Looking to the northwest after the--er--tunnel, I could see yesterday that the snow is definitely clearing from the mountains.


Today I explored a new route for my walks.  I used my usual approach but I'd noticed that there were two paths leading into the more heavily forested areas before the shore.  I'd walked one of them in the winter months when the path by the Merganser Pond was flooded, but the other was new to me.  I'd explored a bit of it, but although I knew where it would end up in the main roadway to the shore, I'd never explored it.  I'd reckoned that this time of year, there would be more wildflowers and warblers in the woods.  I was right about the wildflowers, but not so much the warblers.  At least not today.




These are woodland buttercup,


and these are, of course, Pacific bleeding hearts, which I'd always thought were cultivated flowers, but which I learn are native to the Pacific coast.  There are lots of patches of them in the woods.


This is a stand of mostly alder in which I'd expected to find warblers, but not today.  I'll monitor the situation.

All this was in a gentle rain, mostly sheltered by the forest.  The fragrance was a benediction.

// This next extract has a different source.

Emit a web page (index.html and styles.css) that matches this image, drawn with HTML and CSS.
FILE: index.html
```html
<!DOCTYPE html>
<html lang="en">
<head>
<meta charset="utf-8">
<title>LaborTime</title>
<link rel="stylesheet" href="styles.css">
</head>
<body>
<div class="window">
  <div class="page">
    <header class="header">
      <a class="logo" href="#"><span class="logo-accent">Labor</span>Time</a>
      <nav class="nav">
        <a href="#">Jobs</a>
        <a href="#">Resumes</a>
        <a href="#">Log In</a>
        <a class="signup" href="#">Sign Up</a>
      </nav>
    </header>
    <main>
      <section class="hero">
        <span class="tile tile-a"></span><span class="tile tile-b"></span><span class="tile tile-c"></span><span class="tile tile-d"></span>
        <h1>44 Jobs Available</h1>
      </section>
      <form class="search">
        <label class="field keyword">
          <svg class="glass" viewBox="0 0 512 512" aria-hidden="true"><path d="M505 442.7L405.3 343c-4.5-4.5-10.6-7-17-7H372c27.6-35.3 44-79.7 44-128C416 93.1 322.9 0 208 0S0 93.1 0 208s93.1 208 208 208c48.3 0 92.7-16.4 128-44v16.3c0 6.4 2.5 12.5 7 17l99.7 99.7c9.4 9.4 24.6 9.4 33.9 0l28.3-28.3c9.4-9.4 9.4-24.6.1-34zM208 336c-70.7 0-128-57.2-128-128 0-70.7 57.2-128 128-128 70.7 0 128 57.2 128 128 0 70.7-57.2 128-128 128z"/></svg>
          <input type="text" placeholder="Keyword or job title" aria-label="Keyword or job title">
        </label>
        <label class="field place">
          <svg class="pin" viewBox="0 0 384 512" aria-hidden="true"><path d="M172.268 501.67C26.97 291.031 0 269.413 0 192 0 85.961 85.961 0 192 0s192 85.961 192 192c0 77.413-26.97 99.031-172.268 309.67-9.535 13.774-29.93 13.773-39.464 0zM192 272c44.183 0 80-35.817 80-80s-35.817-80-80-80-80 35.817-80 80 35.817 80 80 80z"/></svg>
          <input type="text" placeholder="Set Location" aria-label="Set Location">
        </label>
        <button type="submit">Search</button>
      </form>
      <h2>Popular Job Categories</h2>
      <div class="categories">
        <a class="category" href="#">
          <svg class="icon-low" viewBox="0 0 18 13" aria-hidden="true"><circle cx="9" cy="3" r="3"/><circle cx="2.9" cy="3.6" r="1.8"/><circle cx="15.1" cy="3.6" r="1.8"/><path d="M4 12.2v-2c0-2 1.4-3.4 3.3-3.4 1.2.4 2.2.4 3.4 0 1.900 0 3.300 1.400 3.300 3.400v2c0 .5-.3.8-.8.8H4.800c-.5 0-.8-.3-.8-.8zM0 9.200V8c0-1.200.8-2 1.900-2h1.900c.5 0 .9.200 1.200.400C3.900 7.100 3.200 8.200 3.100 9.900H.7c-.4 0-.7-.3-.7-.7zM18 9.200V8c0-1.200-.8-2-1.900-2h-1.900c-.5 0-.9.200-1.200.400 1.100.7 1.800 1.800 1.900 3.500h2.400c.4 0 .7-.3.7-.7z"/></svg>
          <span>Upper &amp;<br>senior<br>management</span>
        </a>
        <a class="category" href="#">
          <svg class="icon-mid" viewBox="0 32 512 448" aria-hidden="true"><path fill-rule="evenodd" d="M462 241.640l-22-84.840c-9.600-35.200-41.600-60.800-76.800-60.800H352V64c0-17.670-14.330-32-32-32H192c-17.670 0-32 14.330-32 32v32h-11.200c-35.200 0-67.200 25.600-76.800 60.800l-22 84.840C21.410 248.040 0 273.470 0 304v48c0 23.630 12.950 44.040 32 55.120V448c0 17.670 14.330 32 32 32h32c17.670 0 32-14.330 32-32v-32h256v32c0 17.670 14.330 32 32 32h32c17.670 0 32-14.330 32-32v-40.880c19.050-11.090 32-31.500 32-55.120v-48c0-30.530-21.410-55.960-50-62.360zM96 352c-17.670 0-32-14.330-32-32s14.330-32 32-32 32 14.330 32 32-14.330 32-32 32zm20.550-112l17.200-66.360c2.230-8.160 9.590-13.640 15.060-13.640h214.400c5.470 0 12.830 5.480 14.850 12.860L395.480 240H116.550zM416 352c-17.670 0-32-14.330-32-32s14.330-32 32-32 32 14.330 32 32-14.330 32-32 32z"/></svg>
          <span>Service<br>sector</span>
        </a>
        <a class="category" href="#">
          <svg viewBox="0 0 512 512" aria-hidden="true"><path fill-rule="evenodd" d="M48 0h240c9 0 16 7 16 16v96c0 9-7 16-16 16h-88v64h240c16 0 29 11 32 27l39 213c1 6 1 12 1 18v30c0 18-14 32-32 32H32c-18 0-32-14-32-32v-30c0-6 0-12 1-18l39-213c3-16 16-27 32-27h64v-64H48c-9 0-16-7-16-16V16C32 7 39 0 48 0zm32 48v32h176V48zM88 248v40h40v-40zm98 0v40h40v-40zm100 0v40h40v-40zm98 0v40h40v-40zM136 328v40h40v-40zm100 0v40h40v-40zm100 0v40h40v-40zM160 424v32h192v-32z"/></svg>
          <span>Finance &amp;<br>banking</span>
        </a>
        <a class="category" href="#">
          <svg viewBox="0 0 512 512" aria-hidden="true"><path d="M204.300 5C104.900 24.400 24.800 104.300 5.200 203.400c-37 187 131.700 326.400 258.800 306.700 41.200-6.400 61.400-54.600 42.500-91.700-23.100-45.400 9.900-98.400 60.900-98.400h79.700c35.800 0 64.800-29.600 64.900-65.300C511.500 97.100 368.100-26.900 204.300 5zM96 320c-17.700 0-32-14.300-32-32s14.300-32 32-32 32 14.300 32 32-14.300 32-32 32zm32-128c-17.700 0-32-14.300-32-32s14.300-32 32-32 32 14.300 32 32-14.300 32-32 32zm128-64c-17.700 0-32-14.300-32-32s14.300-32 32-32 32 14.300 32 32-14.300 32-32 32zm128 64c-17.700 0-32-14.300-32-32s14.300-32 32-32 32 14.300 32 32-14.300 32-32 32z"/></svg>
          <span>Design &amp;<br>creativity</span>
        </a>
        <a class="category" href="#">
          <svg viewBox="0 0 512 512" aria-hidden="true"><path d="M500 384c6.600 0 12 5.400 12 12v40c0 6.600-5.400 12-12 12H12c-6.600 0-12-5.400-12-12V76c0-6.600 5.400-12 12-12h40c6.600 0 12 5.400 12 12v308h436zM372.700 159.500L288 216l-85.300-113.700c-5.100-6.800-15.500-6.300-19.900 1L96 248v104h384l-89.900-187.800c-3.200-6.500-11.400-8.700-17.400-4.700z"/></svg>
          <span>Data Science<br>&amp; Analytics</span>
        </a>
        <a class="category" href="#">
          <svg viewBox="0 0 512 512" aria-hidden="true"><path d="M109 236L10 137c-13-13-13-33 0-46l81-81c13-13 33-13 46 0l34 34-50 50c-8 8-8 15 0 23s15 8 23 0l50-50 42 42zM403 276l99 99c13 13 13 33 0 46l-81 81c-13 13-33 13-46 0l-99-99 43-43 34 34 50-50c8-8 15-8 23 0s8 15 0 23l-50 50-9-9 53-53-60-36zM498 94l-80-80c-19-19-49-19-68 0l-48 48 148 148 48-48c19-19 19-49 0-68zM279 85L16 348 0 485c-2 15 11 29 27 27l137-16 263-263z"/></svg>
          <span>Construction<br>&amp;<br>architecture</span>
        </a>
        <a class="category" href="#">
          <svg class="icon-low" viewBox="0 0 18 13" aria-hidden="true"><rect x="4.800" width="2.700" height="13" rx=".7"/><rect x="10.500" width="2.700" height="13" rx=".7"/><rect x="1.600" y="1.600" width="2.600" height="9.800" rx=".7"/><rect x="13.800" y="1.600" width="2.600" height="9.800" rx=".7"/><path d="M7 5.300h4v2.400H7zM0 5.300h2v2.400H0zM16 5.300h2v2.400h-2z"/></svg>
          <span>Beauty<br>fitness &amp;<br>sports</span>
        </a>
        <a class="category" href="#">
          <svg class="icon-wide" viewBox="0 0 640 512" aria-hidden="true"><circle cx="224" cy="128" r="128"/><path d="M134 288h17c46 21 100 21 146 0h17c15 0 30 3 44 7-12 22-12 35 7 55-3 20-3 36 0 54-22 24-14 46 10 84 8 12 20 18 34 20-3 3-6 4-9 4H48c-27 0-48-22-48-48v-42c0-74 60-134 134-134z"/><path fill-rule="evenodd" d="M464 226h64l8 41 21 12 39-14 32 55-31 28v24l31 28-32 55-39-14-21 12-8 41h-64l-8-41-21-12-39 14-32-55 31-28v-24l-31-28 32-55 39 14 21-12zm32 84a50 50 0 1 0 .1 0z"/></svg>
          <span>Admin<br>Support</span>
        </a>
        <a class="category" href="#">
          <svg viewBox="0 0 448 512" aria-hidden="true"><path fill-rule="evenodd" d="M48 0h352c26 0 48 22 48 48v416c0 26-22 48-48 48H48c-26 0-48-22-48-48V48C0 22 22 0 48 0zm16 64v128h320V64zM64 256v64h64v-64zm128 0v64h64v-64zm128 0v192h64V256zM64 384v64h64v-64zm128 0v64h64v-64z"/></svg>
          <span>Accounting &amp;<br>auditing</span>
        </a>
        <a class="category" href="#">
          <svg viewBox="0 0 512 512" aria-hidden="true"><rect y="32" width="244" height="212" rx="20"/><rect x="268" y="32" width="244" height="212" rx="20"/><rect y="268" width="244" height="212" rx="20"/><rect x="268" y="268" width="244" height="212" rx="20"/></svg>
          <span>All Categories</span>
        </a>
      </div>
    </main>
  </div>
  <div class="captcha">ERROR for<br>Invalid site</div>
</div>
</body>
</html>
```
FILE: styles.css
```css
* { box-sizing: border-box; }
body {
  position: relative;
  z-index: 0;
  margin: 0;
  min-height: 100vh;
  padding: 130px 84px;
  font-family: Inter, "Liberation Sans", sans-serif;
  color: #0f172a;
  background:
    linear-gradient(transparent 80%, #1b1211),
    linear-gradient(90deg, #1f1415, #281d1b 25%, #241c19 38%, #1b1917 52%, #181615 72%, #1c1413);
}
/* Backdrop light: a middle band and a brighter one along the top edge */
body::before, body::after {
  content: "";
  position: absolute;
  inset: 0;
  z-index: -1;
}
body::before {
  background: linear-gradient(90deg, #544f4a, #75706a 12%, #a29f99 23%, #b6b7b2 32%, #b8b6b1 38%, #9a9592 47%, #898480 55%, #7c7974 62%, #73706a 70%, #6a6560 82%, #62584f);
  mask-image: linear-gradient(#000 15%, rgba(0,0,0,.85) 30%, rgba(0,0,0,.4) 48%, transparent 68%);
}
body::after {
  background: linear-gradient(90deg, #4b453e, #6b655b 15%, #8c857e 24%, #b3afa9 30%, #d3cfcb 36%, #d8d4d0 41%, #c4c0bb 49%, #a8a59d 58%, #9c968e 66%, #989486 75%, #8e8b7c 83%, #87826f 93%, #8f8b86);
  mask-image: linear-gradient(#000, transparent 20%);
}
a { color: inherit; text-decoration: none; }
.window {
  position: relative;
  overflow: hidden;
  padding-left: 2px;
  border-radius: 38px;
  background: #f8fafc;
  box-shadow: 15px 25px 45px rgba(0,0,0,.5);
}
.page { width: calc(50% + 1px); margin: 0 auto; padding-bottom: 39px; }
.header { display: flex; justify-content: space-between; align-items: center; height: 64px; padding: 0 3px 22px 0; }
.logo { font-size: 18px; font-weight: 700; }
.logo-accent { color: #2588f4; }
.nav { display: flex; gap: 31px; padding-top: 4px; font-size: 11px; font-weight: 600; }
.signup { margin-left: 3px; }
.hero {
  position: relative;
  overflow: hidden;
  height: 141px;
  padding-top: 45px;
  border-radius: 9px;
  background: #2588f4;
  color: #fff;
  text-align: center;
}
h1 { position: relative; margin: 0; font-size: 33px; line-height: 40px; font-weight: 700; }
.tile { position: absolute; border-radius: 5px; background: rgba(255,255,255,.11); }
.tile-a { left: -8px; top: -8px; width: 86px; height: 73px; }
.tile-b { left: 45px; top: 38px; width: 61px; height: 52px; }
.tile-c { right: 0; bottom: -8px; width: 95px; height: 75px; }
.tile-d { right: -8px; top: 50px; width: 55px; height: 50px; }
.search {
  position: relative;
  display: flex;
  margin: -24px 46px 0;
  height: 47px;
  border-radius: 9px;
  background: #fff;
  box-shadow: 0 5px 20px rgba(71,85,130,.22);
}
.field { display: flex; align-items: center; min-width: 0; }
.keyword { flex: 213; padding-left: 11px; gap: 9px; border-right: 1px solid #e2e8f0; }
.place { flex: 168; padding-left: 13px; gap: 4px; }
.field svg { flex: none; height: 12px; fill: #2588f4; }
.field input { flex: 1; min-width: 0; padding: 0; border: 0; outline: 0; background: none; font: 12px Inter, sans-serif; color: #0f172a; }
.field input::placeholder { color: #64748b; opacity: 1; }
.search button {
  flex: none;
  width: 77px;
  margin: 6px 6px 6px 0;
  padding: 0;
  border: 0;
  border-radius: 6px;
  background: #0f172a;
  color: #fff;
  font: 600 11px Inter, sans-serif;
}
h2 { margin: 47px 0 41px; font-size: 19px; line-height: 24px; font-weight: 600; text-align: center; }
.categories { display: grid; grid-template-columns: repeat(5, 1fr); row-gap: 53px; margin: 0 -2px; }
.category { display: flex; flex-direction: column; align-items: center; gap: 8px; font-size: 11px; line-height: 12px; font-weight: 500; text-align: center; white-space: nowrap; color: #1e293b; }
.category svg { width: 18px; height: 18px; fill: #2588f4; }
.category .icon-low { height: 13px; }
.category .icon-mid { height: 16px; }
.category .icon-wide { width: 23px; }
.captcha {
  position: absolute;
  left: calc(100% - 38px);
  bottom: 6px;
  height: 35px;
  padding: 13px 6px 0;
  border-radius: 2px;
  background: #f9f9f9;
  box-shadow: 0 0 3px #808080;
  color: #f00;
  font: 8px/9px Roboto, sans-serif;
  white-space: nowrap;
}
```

I then circled back via the other path and picked up just a wee bit along my usual route.  This adds maybe a kilometre to my walk and, for this time of year, is definitely a must.  Although I didn't see warblers, there were two brown creepers and a red-breasted nuthatch.  All were fairly high up in their trees, which left me hesitant to try to photograph them--the light wasn't all that good and it looked like I'd risk getting rain on my lens.

Emerging from the forest to the open fields, I stopped to chat with a pleasant couple on their first visit to the Estuary.  They were enchanted.  As we talked, two bald eagles emerged from the tree tops and soared past us, but soared so low and so close that we could hear the dramatic "WHOOSH!" as they passed.  I'd never heard that from an eagle--wing beats from ravens, a "WHOOSH" from a condor in Pinnacles National Park, but not from an eagle.  It was impressive.

 The rain let up a bit as I approached the shore.  As should be evident to any reader of this blog, I really love sitting and just looking at the Straits, even when there aren't many birds to watch.  So, I zipped up my rain jacket, put my garbage bag down on the bench (I'm not really happy with a damp derriere.) and sat.  A flock of about twenty savannah sparrows flew in. 



They were the first savannahs I'd seen this year, and I've never seen a flock of twenty before.  They landed just above the high tide line, hopped about feeding on what I take to have been flies of some sort, and departed, for parts unknown.  In birding jargon, I think this is called a "drop-out", or in other jargon, maybe a "spot landing."  I was happy to see them.

I made my way home along the river, and just got home before it really started to pitch down rain.  It's been a rainy afternoon, quite restful.

Tomorrow, weather permitting, is a brooming day.  Today, although not wildly birdy as was the previous week, was a lovely walk.